Electing Igor Dodon as the leader of the PSRM and abandoning the adoption of a new political program, the 16th congress decided that the party will stick to the paradigm of the Russian Spring that was embraced together with the annexation of Crimea by the Russian Federation in 2014. This way the political program of the PSRM remains focused on the necessity of annulling the Association Agreement with the European Union and Moldova’s entry into the Eurasian Economic Union.

By its recent actions, the PSRM informed society that it intends to use the Russian development model that, after the annexation of Crimea, waging of the war in Donbas and the recent Navalny case, has no other prospect than the international isolation and internal destabilization. The given methods of the Russian authorities acclaimed by the PSRM have yet the opposite effect. The people’s reaction to President Vladimir Putin’s New Year speech is a relevant proof. This speech was retouched by the managers of the main Russian TV channels by blocking the message approval and disapproval meters. In such circumstances, the PSRM boasts of enabling the recent return of the Russian propagandistic programs to Moldova’s information space.

Being on the wave of the Russian Spring for six years, the PSRM didn’t manage to do something special, except for the country’s international isolation and the stripping of the country of prospects.
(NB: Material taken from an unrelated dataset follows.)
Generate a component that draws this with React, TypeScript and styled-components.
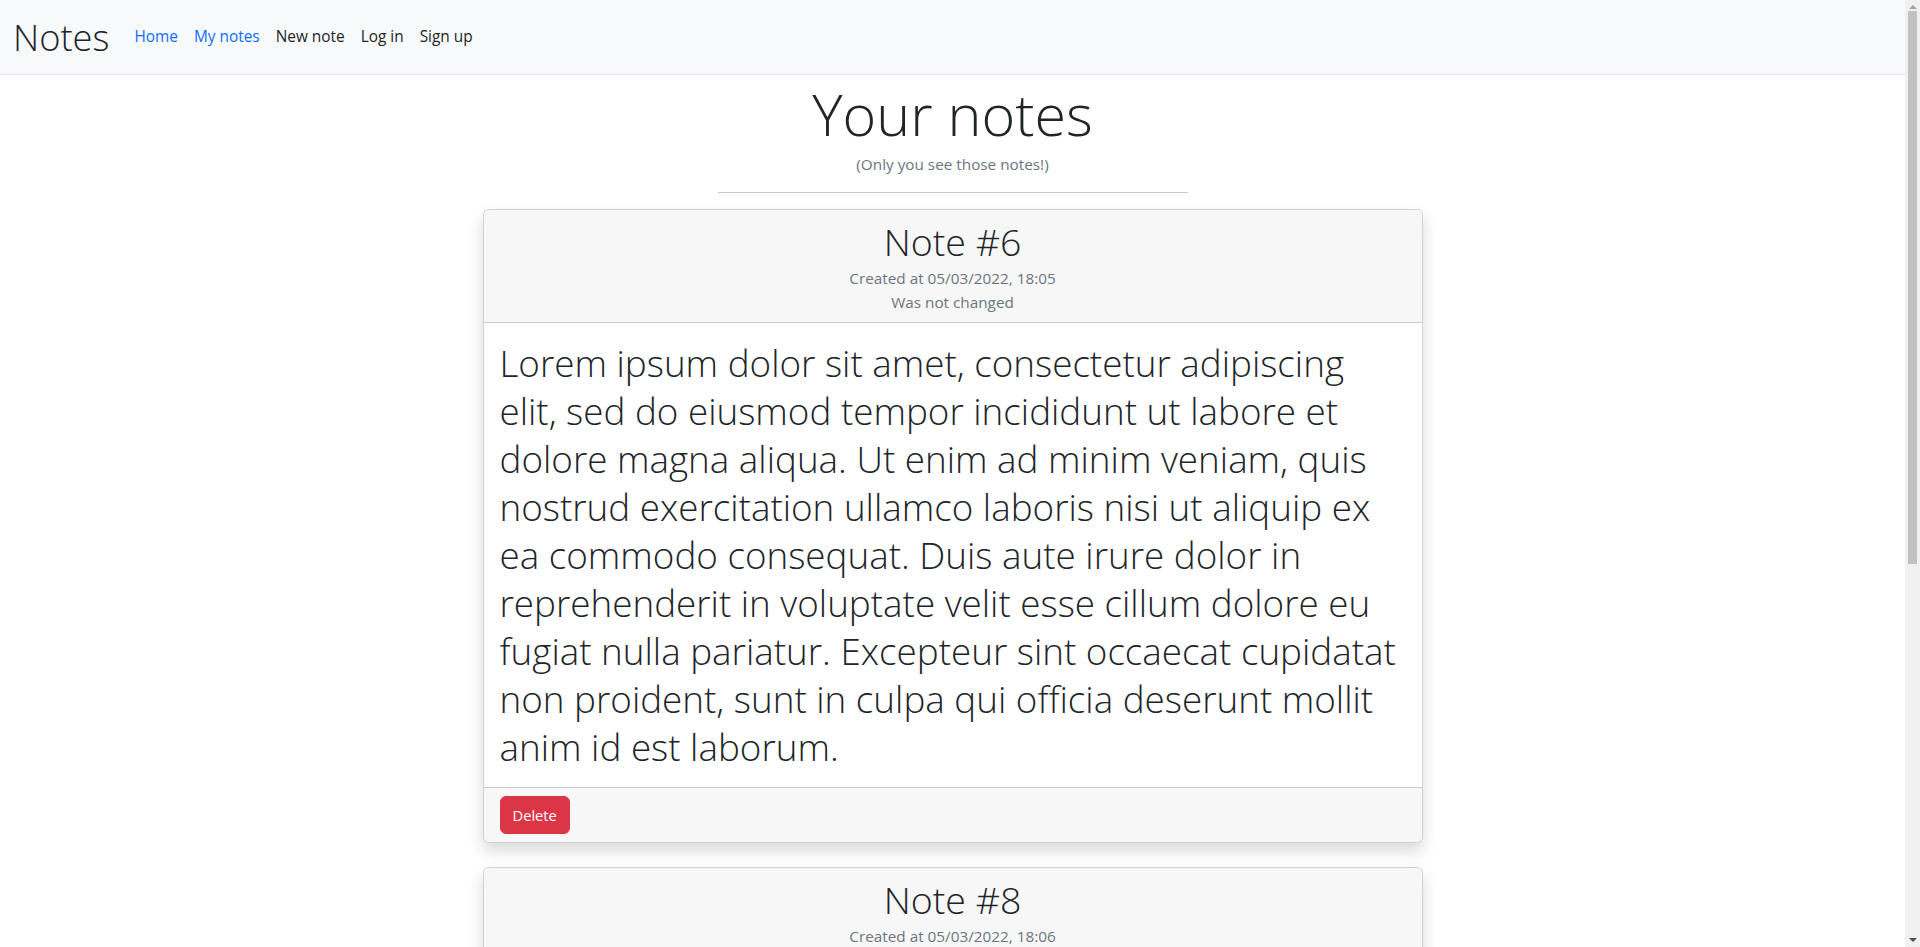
import React from 'react';
import styled, { createGlobalStyle } from 'styled-components';

const GlobalStyle = createGlobalStyle`
  * {
    box-sizing: border-box;
  }
  html, body {
    overflow: hidden;
  }
  body {
    margin: 0;
    font-family: 'Open Sans', 'Noto Sans', sans-serif;
    font-size: 16px;
    line-height: 1.5;
    color: #212529;
    background: #fff;
  }
`;

interface INote {
  id: number;
  createdAt: string;
  changedAt?: string;
  lines: string[];
}

const lorem = [
  'Lorem ipsum dolor sit amet, consectetur adipiscing',
  'elit, sed do eiusmod tempor incididunt ut labore et',
  'dolore magna aliqua. Ut enim ad minim veniam, quis',
  'nostrud exercitation ullamco laboris nisi ut aliquip ex',
  'ea commodo consequat. Duis aute irure dolor in',
  'reprehenderit in voluptate velit esse cillum dolore eu',
  'fugiat nulla pariatur. Excepteur sint occaecat cupidatat',
  'non proident, sunt in culpa qui officia deserunt mollit',
  'anim id est laborum.',
];

const notes: INote[] = [
  { id: 6, createdAt: '05/03/2022, 18:05', lines: lorem },
  { id: 8, createdAt: '05/03/2022, 18:06', lines: lorem },
];

const navLinks = [
  { label: 'Home', active: true },
  { label: 'My notes', active: true },
  { label: 'New note', active: false },
  { label: 'Log in', active: false },
  { label: 'Sign up', active: false },
];

const App = (): JSX.Element => {
  return (
    <>
      <GlobalStyle />
      <StyledPage>
        <StyledNavbar>
          <StyledBrand href="#">Notes</StyledBrand>
          <StyledNav>
            {navLinks.map((link) => (
              <StyledNavLink key={link.label} href="#" active={link.active}>
                {link.label}
              </StyledNavLink>
            ))}
          </StyledNav>
        </StyledNavbar>

        <StyledMain>
          <StyledTitle>Your notes</StyledTitle>
          <StyledSubtitle>(Only you see those notes!)</StyledSubtitle>
          <StyledDivider />

          {notes.map((note) => (
            <StyledCard key={note.id}>
              <StyledCardHeader>
                <StyledNoteTitle>Note #{note.id}</StyledNoteTitle>
                <StyledMeta>Created at {note.createdAt}</StyledMeta>
                <StyledMeta>
                  {note.changedAt ? `Changed at ${note.changedAt}` : 'Was not changed'}
                </StyledMeta>
              </StyledCardHeader>
              <StyledCardBody>
                {note.lines.map((line, i) => (
                  <React.Fragment key={i}>
                    {line}
                    {i < note.lines.length - 1 && <br />}
                  </React.Fragment>
                ))}
              </StyledCardBody>
              <StyledCardFooter>
                <StyledDeleteButton type="button">Delete</StyledDeleteButton>
              </StyledCardFooter>
            </StyledCard>
          ))}
        </StyledMain>
      </StyledPage>

      <StyledScrollbar>
        <StyledArrow direction="up" />
        <StyledThumb />
        <StyledArrow direction="down" />
      </StyledScrollbar>
    </>
  );
};

export default App;

const StyledPage = styled.div`
  margin-right: 15px;
`;

const StyledNavbar = styled.nav`
  display: flex;
  align-items: center;
  padding: 8px 12px 8px 13px;
  background: #f8f9fa;
  border-bottom: 1px solid #dee2e6;
`;

const StyledBrand = styled.a`
  padding: 5px 0;
  margin-right: 17px;
  font-size: 36.3px;
  font-weight: 300;
  line-height: 48px;
  color: #212529;
  text-decoration: none;
`;

const StyledNav = styled.div`
  display: flex;
  align-items: center;
`;

const StyledNavLink = styled.a<{ active?: boolean }>`
  padding: 8px;
  font-size: 15.4px;
  line-height: 24px;
  text-decoration: none;
  color: ${(props) => (props.active ? '#0d6efd' : '#212529')};
`;

const StyledMain = styled.main`
  display: flex;
  flex-direction: column;
  align-items: center;
  padding-bottom: 24px;
`;

const StyledTitle = styled.h1`
  margin: 0;
  padding-top: 2px;
  font-size: 57.5px;
  font-weight: 300;
  line-height: 75px;
`;

const StyledSubtitle = styled.small`
  display: block;
  font-size: 15.3px;
  line-height: 24px;
  color: #6c757d;
`;

const StyledDivider = styled.hr`
  width: 470px;
  margin: 16px 0;
  border: 0;
  border-top: 1px solid #c8c9ca;
`;

const StyledCard = styled.div`
  width: 940px;
  margin-bottom: 24px;
  background: #fff;
  border: 1px solid rgba(0, 0, 0, 0.175);
  border-radius: 6px;
  box-shadow: 0 8px 16px rgba(0, 0, 0, 0.15);
  overflow: hidden;
`;

const StyledCardHeader = styled.div`
  padding: 8px 16px;
  text-align: center;
  background: #f7f7f7;
  border-bottom: 1px solid rgba(0, 0, 0, 0.175);
`;

const StyledNoteTitle = styled.h2`
  margin: 0;
  font-size: 37.5px;
  font-weight: 300;
  line-height: 48px;
`;

const StyledMeta = styled.div`
  font-size: 15.3px;
  line-height: 24px;
  color: #6c757d;
`;

const StyledCardBody = styled.div`
  padding: 16px;
  font-size: 36.8px;
  font-weight: 300;
  line-height: 48px;
  white-space: nowrap;
`;

const StyledCardFooter = styled.div`
  padding: 8px 16px;
  background: #f7f7f7;
  border-top: 1px solid rgba(0, 0, 0, 0.175);
`;

const StyledDeleteButton = styled.button`
  padding: 6px 12px;
  font-family: inherit;
  font-size: 14.7px;
  line-height: 24px;
  color: #fff;
  background: #dc3545;
  border: 1px solid #dc3545;
  border-radius: 6px;
  cursor: pointer;
`;

const StyledScrollbar = styled.div`
  position: fixed;
  top: 0;
  right: 0;
  width: 15px;
  height: 100vh;
  display: flex;
  flex-direction: column;
  align-items: center;
  background: #f1f1f1;
`;

const StyledThumb = styled.div`
  width: 9px;
  height: 553px;
  margin-top: 2px;
  background: #c1c1c1;
`;

const StyledArrow = styled.div<{ direction: 'up' | 'down' }>`
  width: 0;
  height: 0;
  margin-top: ${(props) => (props.direction === 'up' ? '5px' : 'auto')};
  margin-bottom: ${(props) => (props.direction === 'down' ? '5px' : '0')};
  border-left: 4px solid transparent;
  border-right: 4px solid transparent;
  ${(props) =>
    props.direction === 'up'
      ? 'border-bottom: 4px solid #a3a3a3;'
      : 'border-top: 4px solid #505050;'}
`;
The results of the recent presidential elections prove that most of the Moldovan citizens no longer approve of the given direction. That’s why the PSRM is in trouble. On the one hand, it says that it wants snap parliamentary elections. On the other hand, it insists on remaining anchored in the old paradigm of the Russian Spring that can lead to an impasse only. In such circumstances, the inducing of snap parliamentary elections is crucial for confirming the irremediable decline of the PSRM. The sociological survey carried out in December 2020, several weeks after Igor Dodon’s defeat in the presidential elections, confirmed the PSRM’s decline.